Sometimes it’s different, though. More often than not, I’m so enervated by the tasks of the day that I crawl up into my lofted bed and collapse like a big hulking robot whose connective bolts have just disappeared. Crash! Or I experience the other extreme: My brain is surging with ideas—almost never good ones—that it insists on entertaining for hours before it will quiet down. Scenarios, ideas, concepts, memory re-writes, new ways to do things. I feel incurably restless. Someone (Mark Twain?) once said, show me a man who has ceased to be restless and I’ll show you a failure. I don’t think Mark Twain would have used the word “cease.” But I don’t know that I’ve remembered the quotation perfectly. In any case, the point of it is that complacency is a personal death.

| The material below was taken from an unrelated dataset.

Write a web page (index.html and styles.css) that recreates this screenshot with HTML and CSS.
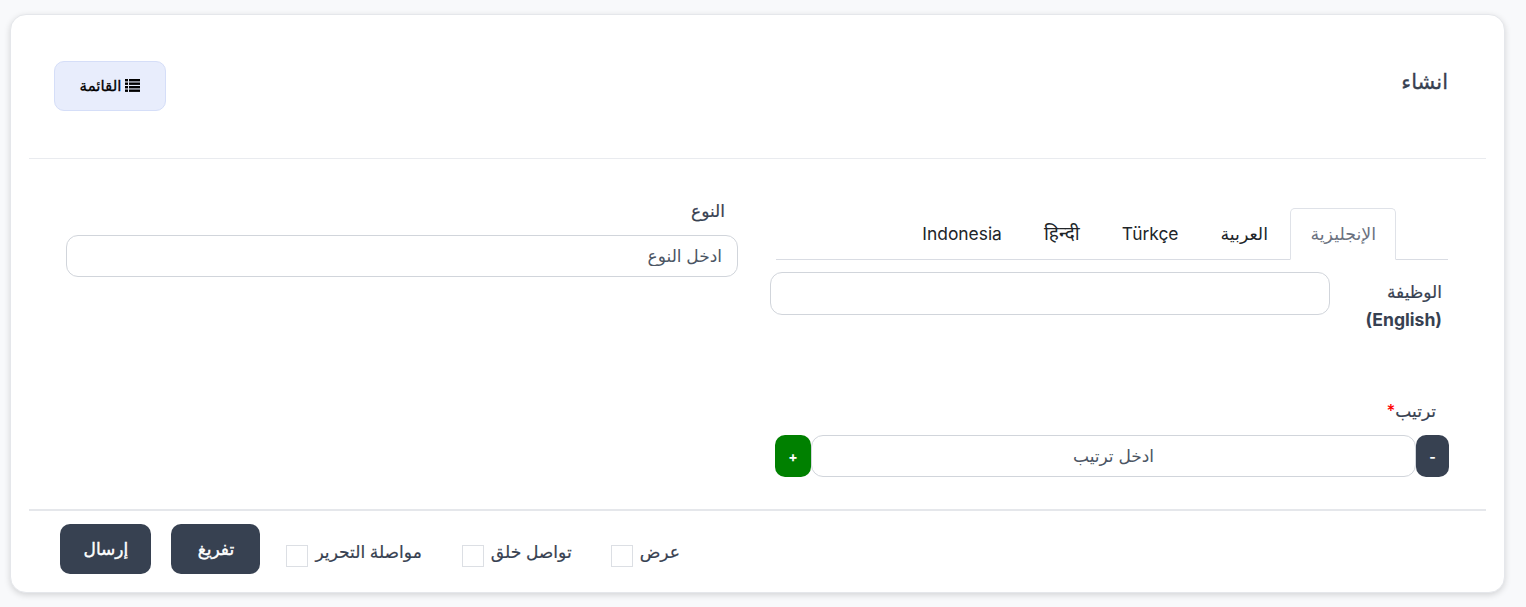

The successful never stop striving, never feel that their work is done, and are never satisfied.

But I’ve also heard this: “Live every day such that you welcome sleep, so that at the end of your life, you will welcome death.” I adore the morbidity of that sentiment. It has, in essence, the same message as that saccharine old crap “Live each day to the fullest!” but it puts it into simpler terms. When have I lived a day “to the fullest”? Beats the hell out of me. But I do know, quite well, what it means to live a day so thoroughly, so energetically, with so much passion, vigor, drive, anger, lust, longing, and work that when my head finally hits the pillow I think about what a great break it would be to just expire halfway through the night. Except I don’t ever really get that far in the thought; it’s more like: “What a fucking day! I’m so tired. What a great break it would be to just expire halfway… [INTERNAL MONOLOGUE INTERRUPTED BY UNCONSCIOUSNESS].”

Anyway, Mark Twain (or somebody) says that restlessness is a sign of eagerness, and eagerness is a symptom of initiative, and initiative drives the successful. But on the other hand, if I somehow end the day with enough energy left over to ponder away half the night, then how hard could I have possibly worked that day? And isn’t work the root of success?

INCOMPLETE THOUGHT.

Mom prays nightly, but not in the way we usually think of prayer. No kneeling, no hands clasped, not necessarily suppliant before God. “Every time you imagine what you want for your life,” she once told me, “that’s prayer. When you wish for good things for your loved ones. When you want the universe to provide for you. Just the thought of it sends your desires out into the reaches of the universe, where they will be responded to. I usually do it before I fall asleep, when I’m awake in bed and thinking about things.”

I do not share that personal philosophy. But it works for Mom, and it helps her make sense of the many things that run through her mind before she falls asleep, of the countless thoughts that have emanated from her head and out into the universe in her 55 years of life.

THIS ESSAY IS INCOMPLETE. I WILL FINISH MY THOUGHT LATER.

All broken, vague and desultory, incomplete, utterly incomprehensible, almost like non-sense mumbled through the loose lips of sleep talk.